Mi estancia en México era, inicialmente, de un mes; pero con las secuelas respiratorias que me quedaron terminé cambiando el vuelo. Dos meses me quedé en Monterrey, en casa de mis padres, con mi librero a la mano. Y confieso que no leí prácticamente nada.
No sólo porque estaba consiguiendo trabajo (freelance) a como diera lugar, y tratando de encajar todos los espacios disponibles para ver a mis amigos, y verlos por lo menos más de una vez. Me quedé atrofiada en gusto lector. Yo lo nombro así, paladar lector. Es como tener la boca seca y comer algo y que nada te sepa bien. Sin sed o antojo es difícil disfrutar algo. Y me pasó con la lectura. ¿Ensayo? No, gracias, fueron meses de ensayos, artículos, teoría; ¿novela? tampoco, no quiero —ni puedo— leer algo tan largo; ¿poesía?, bueno, de poquito a poquito, pero no le sigo mucho el hilo; ¿cuento?, meh, no quiero algo tan corto. De diciembre a marzo, leí sólo seis libros: Francisco. Canto de una criatura, de Alda Merini (Vaso roto), releí Una señal del cielo, de José Javier Villarreal (Universidad de Concepción), Ya no tengo fuerza para ser civilizada, de Iveth Luna (UANL), Catedrales, de Claudia Piñeiro (Alfaguara), Ciudad de la memoria, de José Emilio Pacheco (Ediciones Era) e Historia del arte, de Dana Arnold (Alianza). Tres los leí en México, tres en Madrid. En febrero había iniciado en un vuelo Se está haciendo cada vez más tarde, de Tabucchi, y lo dejé suspendido hasta el verano. Me pasa que esto puede ser cíclico, casi que lo tengo medido en el año: mi paladar lector se atrofia, se satura o se queda con un sinsabor.

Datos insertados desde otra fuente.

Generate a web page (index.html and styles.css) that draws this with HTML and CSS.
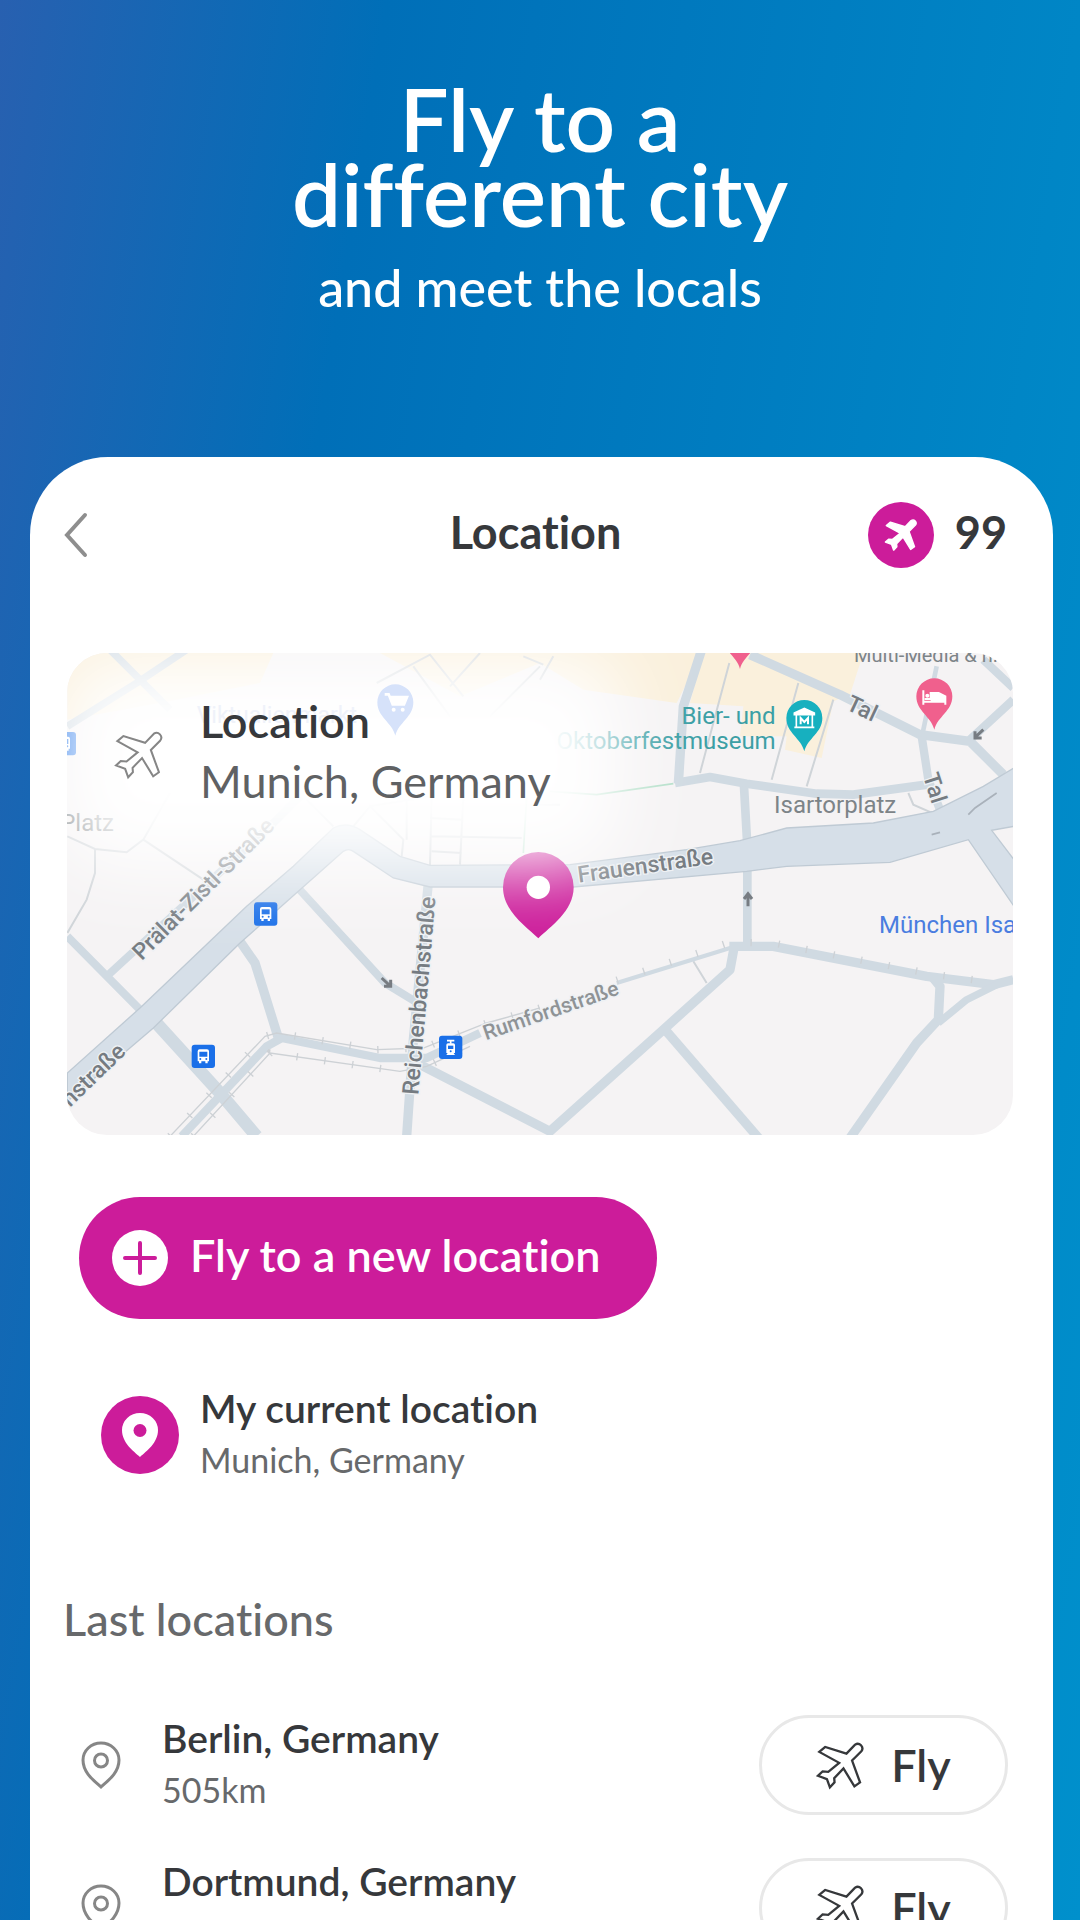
FILE: index.html
```
<!DOCTYPE html>
<html lang="en">
<head>
    <meta charset="UTF-8">
    <meta name="viewport" content="width=device-width, initial-scale=1.0">
    <title>Location</title>
    <link rel="stylesheet" href="styles.css">
</head>
<body>
    <!--shared icons-->
    <svg class="sprite" width="0" height="0" aria-hidden="true">
        <symbol id="plane" viewBox="0 0 148 148">
            <path d="M28 18 10 33 70 66 37 93 20 92 6 105 33 115 42 140 56 125 55 112 83 83 116 137 133 125 109 59 137 31A14 14 0 0 0 118 11L92 38Z"/>
        </symbol>
        <symbol id="pin" viewBox="0 0 80 96">
            <path d="M40 92C27 80 4 64 4 38a36 34 0 0 1 72 0C76 64 53 80 40 92Z"/>
            <circle class="dot" cx="40" cy="39" r="13"/>
        </symbol>
    </svg>

    <div class="page">
        <header class="hero">
            <h1>Fly to a<br>different city</h1>
            <p>and meet the locals</p>
        </header>

        <main class="card">
            <div class="topbar">
                <button class="back" aria-label="Back">
                    <svg width="24" height="46" viewBox="0 0 24 46"><path d="M21 3 3 23 21 43"/></svg>
                </button>
                <h2>Location</h2>
                <div class="credits">
                    <span class="badge"><svg width="34" height="34"><use href="#plane"/></svg></span>
                    <span>99</span>
                </div>
            </div>

            <section class="map">
                <svg class="map-art" viewBox="21 40 2838 1446" role="img" aria-label="Map of Munich">
                    <defs>
                        <filter id="soft" x="-40%" y="-70%" width="180%" height="240%"><feGaussianBlur stdDeviation="115"/></filter>
                        <g id="bus">
                            <rect width="70" height="70" rx="9" fill="#1a6fe8"/>
                            <path d="M18 20q0-6 6-6h22q6 0 6 6v30h-4v6h-7v-6H29v6h-7v-6h-4Z" fill="#fff"/>
                            <path d="M23 21h24v15H23Z" fill="#1a6fe8"/>
                            <circle cx="26" cy="43" r="3" fill="#1a6fe8"/>
                            <circle cx="44" cy="43" r="3" fill="#1a6fe8"/>
                        </g>
                        <path id="poi" d="M0 100C-10 60-54 45-54 0a54 54 0 0 1 108 0C54 45 10 60 0 100Z"/>
                    </defs>
                    <rect x="21" y="40" width="2838" height="1446" fill="#f5f3f4"/>

                    <!--shopping areas-->
                    <g fill="#faf0dc">
                        <path d="M22 40H640L600 130 300 190 22 240Z"/>
                        <path d="M960 40H1925L1850 190 1570 150 1440 70 1200 170Z"/>
                        <path d="M1930 40H2410L2370 165 2320 185 2285 355 2175 330 2180 290 2040 290 2050 200 1890 190Z"/>
                    </g>

                    <!--footpaths-->
                    <g fill="none" stroke="#cfd4d8" stroke-width="6">
                        <path d="M22 590 105 628 200 638 250 600 330 460M105 628V700L80 780 22 880M250 600 430 720"/>
                        <path d="M950 130 1110 45 1210 170M1060 80 1170 230M1170 140 1260 40M1290 230 1440 80M1390 50 1450 75"/>
                        <path d="M740 480 820 560M880 560 930 500 1030 600 1025 650M930 500 1115 470 1110 677M1210 470 1200 675M1040 480V600M1110 535 1210 540M1115 590 1385 595M1115 635 1205 640M1410 495 1500 495"/>
                        <path d="M1440 120 1480 50M2008 70 1920 400M2215 130 2135 420M2320 180 2240 440M2545 460 2560 495 2640 530M1900 965 1940 1030"/>
                    </g>
                    <path d="M1390 640 1400 470M1470 455 1610 465 1840 432" fill="none" stroke="#b4dfc9" stroke-width="5"/>

                    <!--small streets-->
                    <g fill="none" stroke="#d0dae2" stroke-width="28" stroke-linejoin="round">
                        <path d="M150 30 250 130 330 210M22 260 230 130 380 30" stroke-width="22"/>
                        <path d="M22 890 245 1115M140 1010 640 550 720 470" stroke-width="24"/>
                        <path d="M540 905 585 970 655 1195"/>
                        <path d="M710 740 975 1030 1065 1085" stroke-width="24"/>
                        <path d="M1105 730 1060 1200 1040 1490"/>
                        <path d="M280 1140 480 1360 590 1490" stroke-width="38"/>
                        <path d="M365 1490 620 1220 665 1195 960 1255 1100 1255 1260 1180" stroke-width="25"/>
                        <path d="M1080 1275 1470 1475 1810 1170 2010 990 2022 925"/>
                        <path d="M1815 1170 2100 1500"/>
                        <path d="M1670 1030 2020 922" stroke-width="12"/>
                        <path d="M2008 920 2140 920 2600 1010 2800 1035 2860 1020"/>
                        <path d="M2620 1015 2640 1040 2635 1140 2570 1210 2370 1495"/>
                        <path d="M2635 1150 2720 1080 2810 1035" stroke-width="22"/>
                        <path d="M1925 30 1870 200 1855 432"/>
                        <path d="M1845 430 1950 412 2060 432 2270 462 2380 465 2600 435" stroke-width="26"/>
                        <path d="M2052 440 2062 620M2062 680V915" stroke-width="26"/>
                        <path d="M2070 45 2340 165 2580 285 2730 305 2830 405"/>
                        <path d="M2630 80 2588 280" stroke-width="14"/>
                        <path d="M2585 290 2605 420 2640 510" stroke-width="25"/>
                        <path d="M2730 300 2860 180M2770 60 2860 145" stroke-width="25"/>
                    </g>

                    <!--tram rails-->
                    <g fill="none" stroke="#cdd1d5">
                        <path d="M330 1490 615 1190 650 1180 950 1230 1090 1225 1280 1150 1440 1105M400 1490 630 1240 1020 1295 1100 1280 1230 1220" stroke-width="4"/>
                        <path d="M330 1490 615 1190 650 1180 950 1230 1090 1225 1280 1150 1440 1105M400 1490 630 1240 1020 1295 1100 1280 1230 1220M1670 1022 2010 908 2140 910 2620 1004 2800 1028" stroke-width="22" stroke-dasharray="4 80"/>
                    </g>

                    <!--main street-->
                    <path d="M22 1300 240 1105 560 800 700 680 820 565Q860 545 900 570L1020 650 1110 677 1530 675 1880 630 2040 603 2180 565 2440 550 2620 515 2770 440 2862 385V560L2795 572 2862 660V800L2725 600 2490 668 2180 680 2060 695 1540 742H1110L1000 715 880 635Q865 625 850 635L720 750 540 910 280 1165 22 1385Z" fill="#d6dfe8" stroke="#bfcad4" stroke-width="4"/>
                    <path d="M2725 525 2745 505 2810 460M2615 585 2640 578" fill="none" stroke="#a9b1ba" stroke-width="5"/>

                    <!--one way arrows-->
                    <g fill="none" stroke="#777c82" stroke-width="9">
                        <path d="M2064 800V765M2052 778 2064 762 2076 778"/>
                        <path d="M2770 270 2745 293M2745 275V295H2765"/>
                        <path d="M965 1015 992 1040M992 1020V1040H972"/>
                    </g>

                    <!--street names-->
                    <g class="street">
                        <text transform="translate(245 965) rotate(-45)">Prälat-Zistl-Straße</text>
                        <text transform="translate(1075 1367) rotate(-85)">Reichenbachstraße</text>
                        <text transform="translate(30 1404) rotate(-44)">nstraße</text>
                        <text transform="translate(1556 729) rotate(-8)">Frauenstraße</text>
                        <text class="side" transform="translate(1278 1202) rotate(-19)">Rumfordstraße</text>
                        <text transform="translate(2355 208) rotate(25)">Tal</text>
                        <text transform="translate(2588 408) rotate(72)">Tal</text>
                    </g>
                    <g class="place">
                        <text x="162" y="575" text-anchor="end">Platz</text>
                        <text x="2142" y="521">Isartorplatz</text>
                        <text x="2382" y="68" class="small">Multi-Media &amp; h.</text>
                        <text x="2457" y="879" fill="#4a7de0">München Isa</text>
                        <text x="2147" y="254" text-anchor="end" fill="#3c9fa5">Bier- und</text>
                        <text x="2147" y="329" text-anchor="end" fill="#3c9fa5">Oktoberfestmuseum</text>
                    </g>

                    <!--stops and places-->
                    <use href="#bus" x="582" y="788"/>
                    <use href="#bus" x="395" y="1215"/>
                    <use href="#bus" x="-22" y="277"/>
                    <g transform="translate(1137 1188)">
                        <rect width="70" height="70" rx="9" fill="#1a6fe8"/>
                        <path d="M24 15h22M35 15v9" stroke="#fff" stroke-width="5"/>
                        <path d="M22 28q0-5 5-5h16q5 0 5 5v24h-4l4 6H22l4-6h-4Z" fill="#fff"/>
                        <path d="M27 30h16v10H27Z" fill="#1a6fe8"/>
                        <circle cx="35" cy="47" r="3" fill="#1a6fe8"/>
                    </g>
                    <use href="#poi" x="2233" y="235" fill="#17b0bf"/>
                    <path d="M2203 225V220L2233 206 2263 220V225ZM2209 227V262M2257 227V262M2203 263H2263" fill="#fff" stroke="#fff" stroke-width="5"/>
                    <path d="M2222 254V235L2233 247 2244 235V254" fill="none" stroke="#fff" stroke-width="6"/>
                    <use href="#poi" x="2623" y="170" fill="#f0608d"/>
                    <path d="M2590 152V195M2590 186H2656M2656 195V170L2636 160H2612V178H2594" fill="none" stroke="#fff" stroke-width="6"/>
                    <path d="M2612 160H2636L2656 170V184H2612Z" fill="#fff"/>
                    <circle cx="2602" cy="168" r="6" fill="#fff"/>
                    <use href="#poi" x="2040" y="-12" fill="#f0608d"/>

                    <!--current position, the haze keeps the caption readable-->
                    <path d="M1435 896C1400 862 1329 815 1329 743a106 106 0 0 1 212 0C1541 815 1470 862 1435 896Z" fill="#cc1c9a"/>
                    <rect x="0" y="50" width="1680" height="630" rx="140" fill="#fff" filter="url(#soft)"/>
                    <circle cx="1435" cy="743" r="35" fill="#fff"/>

                    <!--market, almost hidden by the haze-->
                    <use href="#poi" x="1006" y="188" fill="#d6e2fa"/>
                    <path d="M974 164h12l12 30h34l9-22H990" fill="none" stroke="#fff" stroke-width="8"/>
                    <path d="M991 172h50l-9 22h-34Z" fill="#fff"/>
                    <circle cx="1001" cy="210" r="6" fill="#fff"/>
                    <circle cx="1028" cy="210" r="6" fill="#fff"/>
                    <text class="market" x="410" y="250">Viktualienmarkt</text>
                </svg>
                <div class="map-caption">
                    <svg class="outline" width="50" height="50"><use href="#plane"/></svg>
                    <div>
                        <h3>Location</h3>
                        <p>Munich, Germany</p>
                    </div>
                </div>
            </section>

            <button class="fly-new">
                <svg width="56" height="56" viewBox="0 0 56 56"><circle cx="28" cy="28" r="28"/><path d="M28 13V43M13 28H43"/></svg>
                Fly to a new location
            </button>

            <div class="place-row current">
                <span class="marker"><svg width="40" height="48"><use href="#pin"/></svg></span>
                <div class="place-text">
                    <h3>My current location</h3>
                    <p>Munich, Germany</p>
                </div>
            </div>

            <h2 class="list-title">Last locations</h2>
            <ul class="locations">
                <li class="place-row">
                    <svg class="outline" width="40" height="48"><use href="#pin"/></svg>
                    <div class="place-text">
                        <h3>Berlin, Germany</h3>
                        <p>505km</p>
                    </div>
                    <button class="fly"><svg width="49" height="49"><use href="#plane"/></svg>Fly</button>
                </li>
                <li class="place-row">
                    <svg class="outline" width="40" height="48"><use href="#pin"/></svg>
                    <div class="place-text">
                        <h3>Dortmund, Germany</h3>
                    </div>
                    <button class="fly"><svg width="49" height="49"><use href="#plane"/></svg>Fly</button>
                </li>
            </ul>
        </main>
    </div>
</body>
</html>
```
FILE: styles.css
```
*{
    box-sizing: border-box;
}
body{
    margin: 0;
    font-family: Lato, "Open Sans", sans-serif;
    font-variant-ligatures: none;
    color: #36383b;
}
h1,h2,h3,p,ul{
    margin: 0;
    padding: 0;
}
h2,h3{
    font-weight: 600;
}
button{
    font: inherit;
    font-variant-ligatures: none;
    color: inherit;
    border: none;
    background: none;
    padding: 0;
    cursor: pointer;
}
svg{
    display: block;
    flex: none;
}
.sprite{
    position: absolute;
}
.page{
    height: 100vh;
    overflow: hidden;
    padding-top: 81px;
    background: linear-gradient(99deg, #2860b0 0%, #006fb8 28%, #0090cc 100%);
}
.hero{
    text-align: center;
    color: #fff;
    padding-bottom: 140px;
}
.hero h1{
    font-size: 87px;
    line-height: 75px;
    font-weight: 600;
}
.hero p{
    margin-top: 26px;
    font-size: 52px;
    line-height: 60px;
    font-weight: 500;
}
.card{
    margin: 0 27px 0 30px;
    min-height: 100vh;
    padding-top: 45px;
    background: #fff;
    border-radius: 78px 78px 0 0;
}

/* top bar */
.topbar{
    display: grid;
    grid-template-columns: 1fr auto 1fr;
    padding: 0 46px 0 34px;
    font-size: 45px;
    line-height: 60px;
    font-weight: 700;
}
.topbar h2{
    font-size: 45px;
    font-weight: 700;
}
.back{
    justify-self: start;
    height: 66px;
}
.back path{
    fill: none;
    stroke: #8e8e8e;
    stroke-width: 4;
    stroke-linecap: round;
}
.credits{
    display: flex;
    justify-content: flex-end;
    gap: 21px;
}
.badge,.marker{
    display: flex;
    align-items: center;
    justify-content: center;
    flex: none;
    border-radius: 50%;
    background: #cc1c9a;
    fill: #fff;
}
.badge{
    width: 66px;
    height: 66px;
    stroke: #fff;
    stroke-width: 6;
    stroke-linejoin: round;
}

/* map */
.map{
    position: relative;
    margin: 85px 40px 62px 37px;
    border-radius: 40px;
    overflow: hidden;
}
.map-art{
    width: 100%;
    height: auto;
}
.map text{
    font-family: Roboto, sans-serif;
}
.street{
    font-size: 69px;
    font-weight: 500;
    fill: #757b81;
    stroke: #eef1f4;
    stroke-width: 8px;
    paint-order: stroke;
}
.side{
    font-size: 63px;
    fill: #8f9396;
}
.place{
    font-size: 72px;
    fill: #7d8488;
}
.market{
    font-size: 69px;
    fill: #eff2fa;
}
.small{
    font-size: 60px;
}
.map-caption{
    position: absolute;
    top: 38px;
    left: 47px;
    display: flex;
    align-items: center;
    gap: 36px;
    line-height: 60px;
}
.map-caption svg{
    margin-top: 8px;
}
.map-caption h3{
    font-size: 45px;
}
.map-caption p{
    font-size: 45px;
    color: #5f6163;
}
.outline{
    fill: none;
    stroke: #868686;
    stroke-width: 6;
}

/* buttons */
.fly-new{
    display: flex;
    gap: 22px;
    margin-left: 49px;
    padding: 33px 56px;
    border-radius: 61px;
    padding-left: 33px;
    background: #cc1c9a;
    color: #fff;
    font-size: 45px;
    line-height: 50px;
    font-weight: 600;
}
.fly-new circle{
    fill: #fff;
}
.fly-new path{
    stroke: #cc1c9a;
    stroke-width: 4;
    stroke-linecap: round;
}
.fly{
    display: flex;
    align-items: center;
    justify-content: center;
    gap: 26px;
    width: 249px;
    height: 100px;
    border: 3px solid #e8e8e8;
    border-radius: 50px;
    font-size: 45px;
    font-weight: 600;
}
.fly svg{
    fill: none;
    stroke: #36383b;
    stroke-width: 7;
}

/* locations */
.place-row{
    display: flex;
    align-items: center;
    gap: 41px;
    min-height: 104px;
    padding: 0 45px 0 51px;
}
.place-text{
    flex: 1;
    align-self: flex-start;
}
.place-text h3{
    font-size: 39px;
    line-height: 50px;
}
.place-text p{
    font-size: 34px;
    line-height: 54px;
    color: #67696b;
}
.current{
    gap: 21px;
    margin-top: 64px;
    padding-left: 71px;
}
.marker{
    --dot: #cc1c9a;
    width: 78px;
    height: 78px;
}
.dot{
    fill: var(--dot, none);
}
.list-title{
    margin: 102px 0 64px 33px;
    font-size: 45px;
    line-height: 60px;
    font-weight: 500;
    color: #67696b;
}
.locations{
    display: flex;
    flex-direction: column;
    gap: 39px;
    list-style: none;
}
```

Sé muy bien lo que me gusta, qué géneros prefiero (cuando hablar de género es posible), qué temas me obsesionan, me interesan, me relajan. Pero hay veces que no hay cómo darle vuelta, tal vez porque la cotidianeidad y su peso de plomo logra atravesarse entre mi mirada y las hojas de los libros, obstruyendo hasta el acto más simple e íntimo de mi día, la lectura.
Y no sé qué es peor, si el atrofio que lo pienso como una distrofia muscular, en la que el músculo u órgano pierde movilidad, volumen y actividad y termina por quedar inerte. O tal vez sea la saturación como un empache, similar al que de pequeña me impidió seguir comiendo caldo de red que era mi favorito. Leo tanto sobre lo mismo (tema, estilo, en lengua) que se siente como si se repitieran discursos, ideas, y soy incapaz de ver nada nuevo allí donde he elegido leer sobre lo mismo. No lo disfruto porque veo el camino y la salida desde que abro la puerta del libro y, así, no hay gracia. Pero tal vez sea el sinsabor lo peor. Es decir, la máquina lectora y degustativa marcha bien, funciona: las estructuras se leen, se entienden; las metáforas se identifican y comprenden; las aliteraciones se oyen; las imágenes se ven y, sin embargo, no hay ni un mínimo asomo de gozo.
Usualmente me ocurre que ese sinsabor lector se permea en un sinsabor de la vida.